Researchers from the University of Sheffield and the University of Oxford studied Pseudomonas aeruginosa, a species of bacteria responsible for deadly lung infections, which moves across surfaces using tiny grappling hook-like appendages called pili. Similar to the fable of the tortoise and the hare, they found that bacteria engineered to individually move faster actually lost the race against slower strains when moving in densely packed groups.

Using a combination of genetics, mathematics, and sophisticated tracking algorithms that can simultaneously follow the movement of tens of thousands of cells, the researchers demonstrated that collisions between the fast-moving bacteria cause them to rotate vertically and get stuck.

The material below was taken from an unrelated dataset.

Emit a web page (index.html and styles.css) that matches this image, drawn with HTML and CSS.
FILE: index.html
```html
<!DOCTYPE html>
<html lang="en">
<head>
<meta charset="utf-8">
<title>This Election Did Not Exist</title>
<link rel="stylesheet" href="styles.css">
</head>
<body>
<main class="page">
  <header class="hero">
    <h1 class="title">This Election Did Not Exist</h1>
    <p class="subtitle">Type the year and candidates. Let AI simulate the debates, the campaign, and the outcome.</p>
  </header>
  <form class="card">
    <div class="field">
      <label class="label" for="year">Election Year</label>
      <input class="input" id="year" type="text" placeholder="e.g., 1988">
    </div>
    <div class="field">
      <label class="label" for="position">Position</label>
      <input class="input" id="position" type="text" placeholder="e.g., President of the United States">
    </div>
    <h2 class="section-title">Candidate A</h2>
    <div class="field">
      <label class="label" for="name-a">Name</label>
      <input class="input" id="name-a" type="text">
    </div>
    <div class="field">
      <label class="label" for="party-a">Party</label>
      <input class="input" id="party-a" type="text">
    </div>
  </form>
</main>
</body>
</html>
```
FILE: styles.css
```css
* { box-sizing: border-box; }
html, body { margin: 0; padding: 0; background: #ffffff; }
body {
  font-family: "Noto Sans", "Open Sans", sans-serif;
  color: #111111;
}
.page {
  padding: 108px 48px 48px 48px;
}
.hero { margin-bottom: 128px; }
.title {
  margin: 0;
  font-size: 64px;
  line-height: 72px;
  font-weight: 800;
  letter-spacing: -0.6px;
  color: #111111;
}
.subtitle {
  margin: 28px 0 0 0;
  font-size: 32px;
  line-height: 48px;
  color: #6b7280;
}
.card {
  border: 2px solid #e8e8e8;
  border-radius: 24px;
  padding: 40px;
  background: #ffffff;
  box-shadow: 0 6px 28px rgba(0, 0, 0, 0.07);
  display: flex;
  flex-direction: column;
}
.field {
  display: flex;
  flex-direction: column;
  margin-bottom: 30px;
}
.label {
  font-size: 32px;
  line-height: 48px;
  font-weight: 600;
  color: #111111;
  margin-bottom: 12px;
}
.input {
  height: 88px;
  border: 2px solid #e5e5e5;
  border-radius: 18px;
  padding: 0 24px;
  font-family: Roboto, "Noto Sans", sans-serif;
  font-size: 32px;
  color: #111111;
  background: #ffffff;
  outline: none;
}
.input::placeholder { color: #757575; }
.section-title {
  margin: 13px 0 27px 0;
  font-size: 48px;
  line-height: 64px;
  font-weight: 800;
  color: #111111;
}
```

In contrast, slower-moving cells remain lying down, allowing them to keep moving. The slower-moving cells therefore win the race into new territory, acquire more nutrients, and ultimately outcompete the faster moving cells. This research suggests that bacteria have evolved slow, restrained movement to benefit the group as a whole, rather than individual cells.

The findings have been published in the journal Nature Physics.

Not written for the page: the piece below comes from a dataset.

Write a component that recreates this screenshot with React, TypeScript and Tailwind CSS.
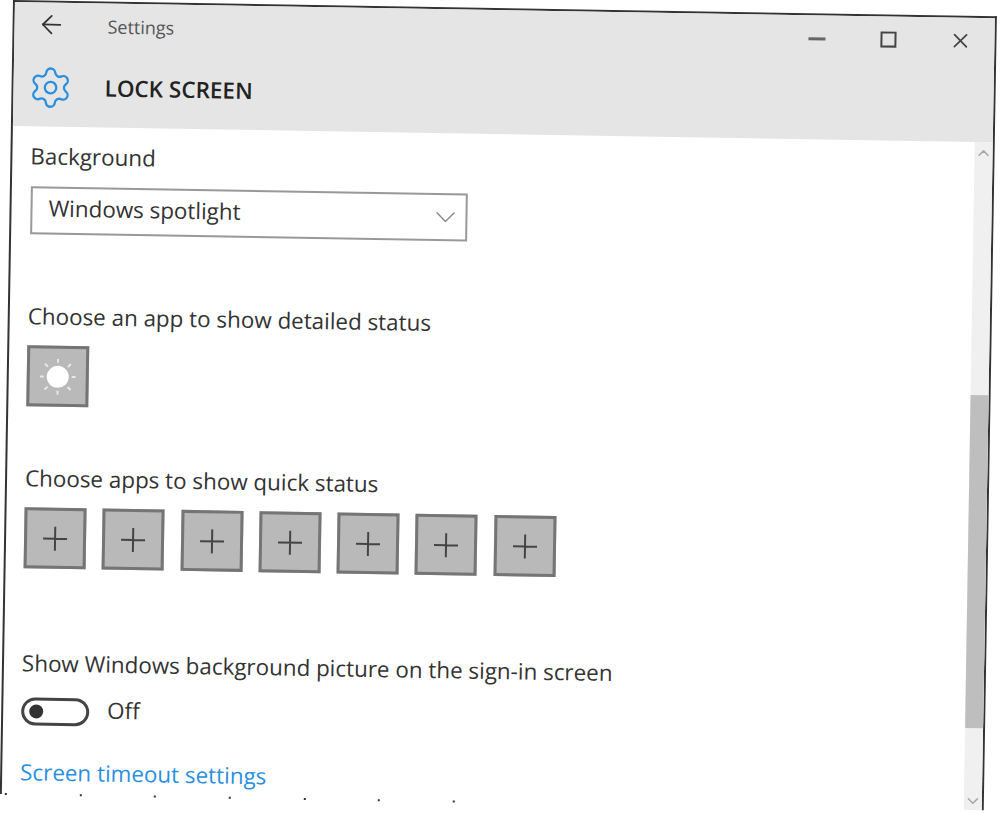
import { ArrowLeft, ChevronDown, ChevronUp, Settings, X } from 'lucide-react';

const font = "font-['Open_Sans','Liberation_Sans',sans-serif]";

function SunIcon() {
  return (
    <svg width="36" height="36" viewBox="0 0 36 36">
      <circle cx="18" cy="18" r="11" fill="#ffffff" />
      <g stroke="#e8e8e8" strokeWidth="2">
        <path d="M18 0v4M18 32v4M0 18h4M32 18h4M5 5l3 3M28 28l3 3M5 31l3-3M28 8l3-3" />
      </g>
    </svg>
  );
}

function PlusIcon() {
  return (
    <svg width="26" height="26" viewBox="0 0 26 26">
      <path d="M13 1v24M1 13h24" stroke="#444444" strokeWidth="2" />
    </svg>
  );
}

function Tile({ children }: { children: React.ReactNode }) {
  return (
    <div className="flex h-[61px] w-[62px] items-center justify-center border-[3px] border-[#757575] bg-[#b9b9b9]">
      {children}
    </div>
  );
}

export default function App() {
  return (
    <div className={`h-[814px] w-[1000px] overflow-hidden bg-white ${font}`}>
      <div className="relative ml-[13px] flex h-[794px] w-[984px] origin-top-left rotate-[0.95deg] flex-col border-x-2 border-t-2 border-[#333333]">
        {/* Title bar + page header */}
        <div className="h-[124px] bg-[#e5e5e5]">
          <div className="flex h-[50px] items-center">
            <ArrowLeft className="mb-[7px] ml-[22px] text-[#333333]" size={30} strokeWidth={1.4} />
            <span className="mb-[4px] ml-[41px] text-[18px] text-[#555555]">Settings</span>
            <div className="mb-[4px] ml-auto flex items-center">
              <div className="h-[3px] w-[17px] bg-[#666666]" />
              <div className="ml-[55px] h-[16px] w-[16px] border-2 border-[#444444]" />
              <X className="ml-[52px] mr-[22px] text-[#444444]" size={24} strokeWidth={1.75} />
            </div>
          </div>
          <div className="flex h-[72px] items-center">
            <Settings className="mb-[2px] ml-[14px] text-[#2b8fdf]" size={46} strokeWidth={1.2} />
            <span className="mb-[2px] ml-[31px] text-[22.5px] font-semibold text-[#222222]">LOCK SCREEN</span>
          </div>
        </div>

        <div className="flex flex-1">
          {/* Content */}
          <div className="flex-1 pl-[18px] pt-[16px] text-[22.4px] leading-[28px] text-[#333333]">
            <div>Background</div>
            <div className="ml-px mt-[16px] flex h-[48px] w-[437px] items-center justify-between border-2 border-[#999999] pl-[16px] pr-[3px]">
              <span className="mb-[4px]">Windows spotlight</span>
              <ChevronDown className="text-[#888888]" size={34} strokeWidth={1} />
            </div>

            <div className="mt-[68px]">Choose an app to show detailed status</div>
            <div className="mt-[15px]">
              <Tile>
                <SunIcon />
              </Tile>
            </div>

            <div className="mt-[58px]">Choose apps to show quick status</div>
            <div className="mt-[15px] flex gap-[16.3px]">
              {[0, 1, 2, 3, 4, 5, 6].map((i) => (
                <Tile key={i}>
                  <PlusIcon />
                </Tile>
              ))}
            </div>

            <div className="mt-[81px]">Show Windows background picture on the sign-in screen</div>
            <div className="mt-[18px] flex items-center">
              <div className="flex h-[28px] w-[68px] items-center rounded-full border-[3px] border-[#444444] pl-[5px]">
                <div className="h-[14px] w-[14px] rounded-full bg-[#333333]" />
              </div>
              <span className="mb-[4px] ml-[18px]">Off</span>
            </div>

            <div className="mt-[31px] text-[#2b8fdf]">Screen timeout settings</div>
          </div>

          {/* Scrollbar */}
          <div className="flex w-[18px] flex-col bg-[#f0f0f0]">
            <ChevronUp className="mt-[2px] text-[#a6a6a6]" size={18} strokeWidth={2} />
            <div className="mt-[233px] h-[333px] bg-[#bebebe]" />
            <ChevronDown className="mt-[64px] text-[#a6a6a6]" size={18} strokeWidth={2} />
          </div>
        </div>

        {/* Dotted bottom edge */}
        <div className="absolute left-[3px] top-[791px] flex w-[450px] justify-between">
          {[0, 1, 2, 3, 4, 5, 6].map((i) => (
            <div key={i} className="h-[2px] w-[2px] bg-[#333333]" />
          ))}
        </div>
      </div>
    </div>
  );
}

Dr William Durham, a Lecturer in Biological Physics at the University of Sheffield, said: "We routinely experience gridlock in our own lives while traveling by foot or in cars. These traffic jams often occur because individuals have prioritised their own movement over that of their neighbours. In contrast, bacteria have evolved to move carefully and effectively in crowds, likely because their neighbours tend to be genetically identical, so there is no conflict of interest. Bacteria accomplish this by moving more slowly than their top speed."

To understand these phenomena, the researchers used a theory that was originally developed to study materials known as liquid crystals.

Dr Oliver Meacock, a postdoctoral researcher at the University of Sheffield and lead author of the study, said: "Liquid crystals are everywhere around us, from smartphone screens to mood rings. Although we initially didn't expect that the mathematical tools developed to understand these human-made materials could be applied to living systems, our findings show that they can also shed light on the challenges faced by microbes."

Patterns of collective movement that occur in flocks of birds and schools of fish have long been a source of fascination to onlookers. This new research shows that similarly spectacular forms of collective movement also occur in the microscopic world.